Su pretendida novela Lo demás es silencio es eso: la antinovela, rompedora de esquemas, ajena al canon y es su libro más complejo. Su personaje el doctor Eduardo Torres, quien dio mucho qué hablar incluso antes de que saliera el libro, es en esencia monterrosiano: ambiguo, deletéreo, irónico, humorista y elusivo. Es y no es lo que dice ser. El San Blas del autor yergue en lugar mítico, en espacio y contexto sin límites, y en él, sólo en él es posible hallar la razón de la propuesta estética de su autor, su rebeldía literaria, su querer desdibujar la “fisonomía” de los géneros que aborda con libertad y desparpajo.

Sus falsos diarios titulados La letra e, ya nos dicen con certeza del afán de parte de Monterroso de diluir las fronteras genéricas. Más que diarismo, el ejercicio que hay en este magnífico libro es el del texto fragmentario y azaroso, que se detiene en el detalle, en la idea, pero también en el recuerdo y en la lucubración.

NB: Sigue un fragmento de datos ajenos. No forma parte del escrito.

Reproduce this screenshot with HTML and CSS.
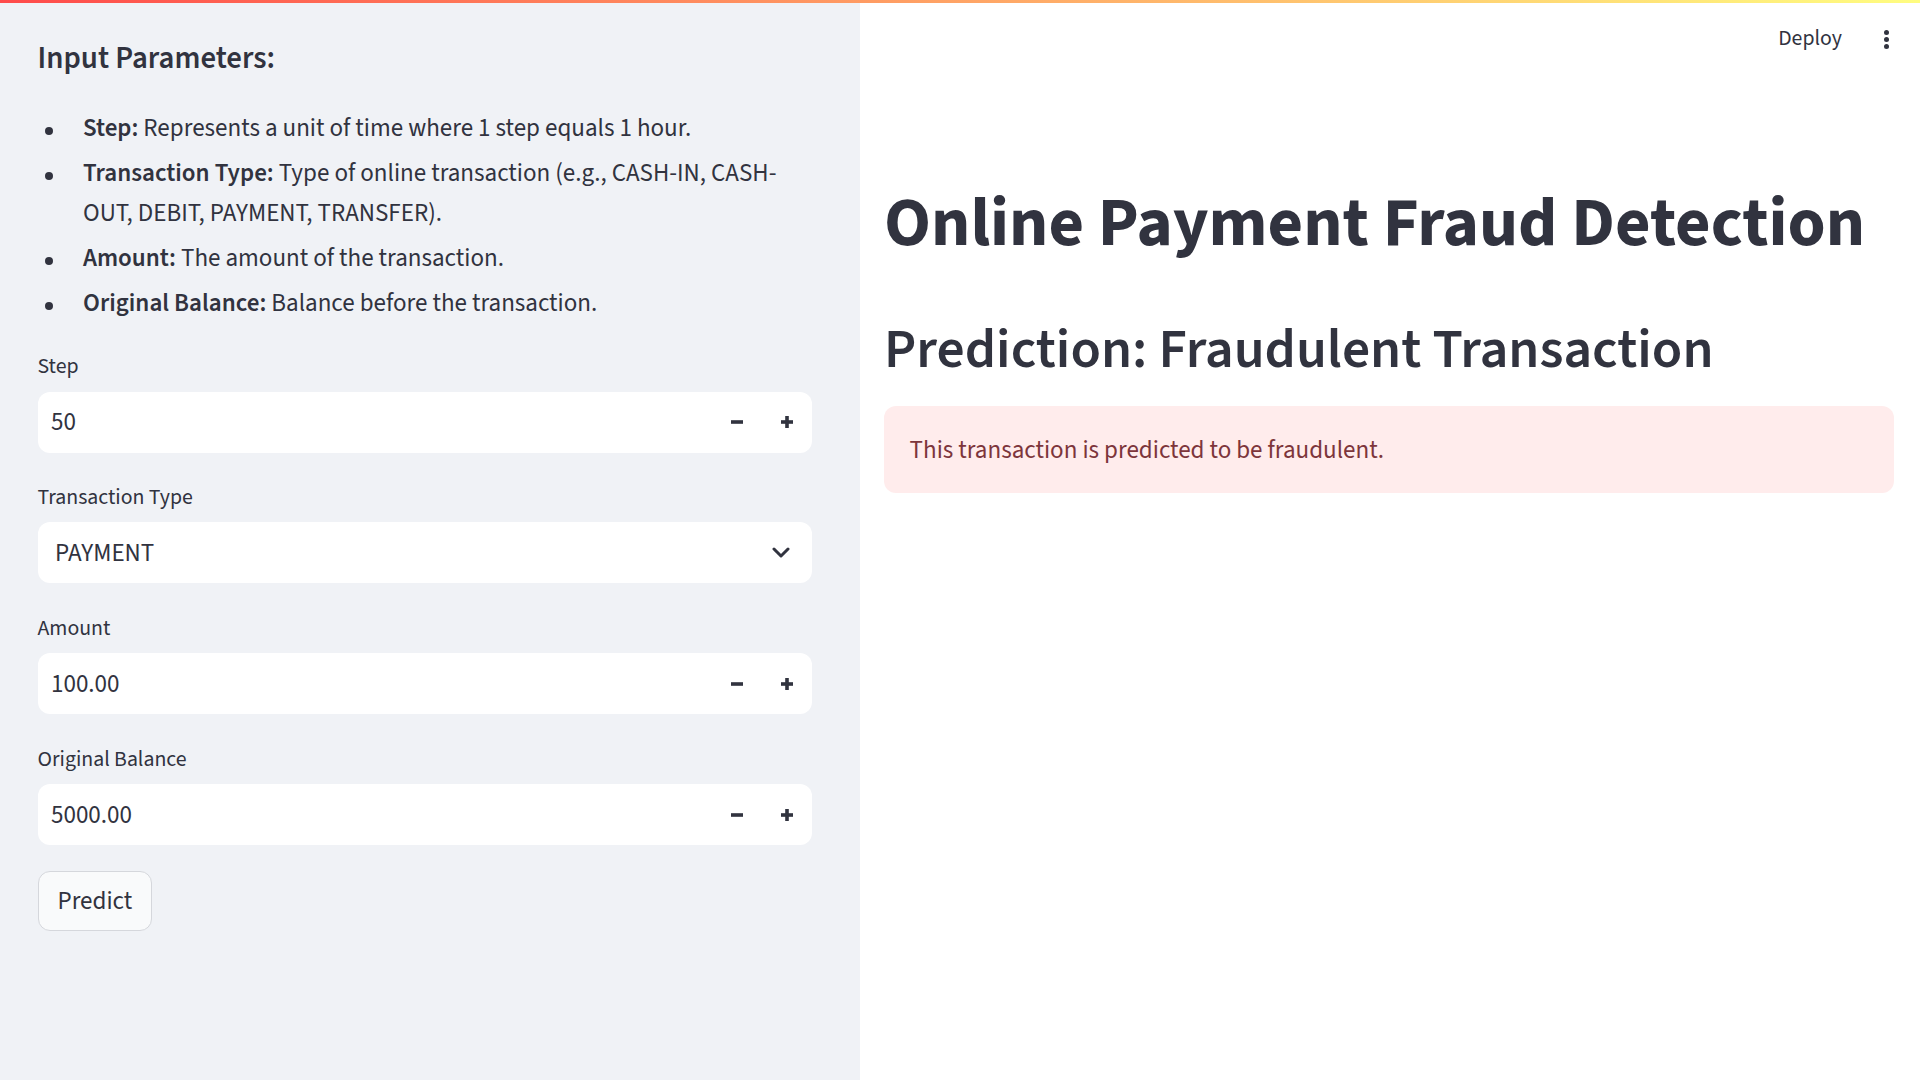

Sí, aquí Monterroso lucubra, juega con el lector, nos lleva por múltiples veredas y hace de estos breves textos (algunos no tanto) puntos de partida de sus juego verbales.

En Los buscadores de oro, sus memorias, que apenas sobrepasan las cien páginas, rompe el autor con la noción que tenemos de tales. No hay en ellas ansias de contar y de solazarse en sus recuerdos, y en este sentido es más lo que calla, lo que deja entrever, lo que muestra con inmensa ternura, e incluso con dolor acerca de su mundo familiar e íntimo. La figura de su padre emerge por fin y aquí se le quiebra la voz y la pluma: las heridas siguen abiertas.

Como en un círculo, volvamos a sus entrevistas incluidas en Viaje al centro de la fábula. Sin duda, aquí está el mejor Monterroso. Aquí leemos, ¡inaudito!, lo más exquisito de su literatura. Cada respuesta o salida por la tangente, cada alusión autoflagelante y torcida es, qué duda cabe, perfección e ingenio, agudeza e incisión, porque aquí se compendia gran parte de su obra: su génesis y desarrollo, su trasiego existencial, sus dudas y temores; su poderosa carga explosiva de ironía y de humor. Los entrevistadores no pueden con él, a veces tiran la toalla, pero en muchas oportunidades se quedan estupefactos frente al brillo de su interlocutor. Nada sobra y nada falta en estas entrevistas, es el summum de lo que los lectores buscamos en sus páginas.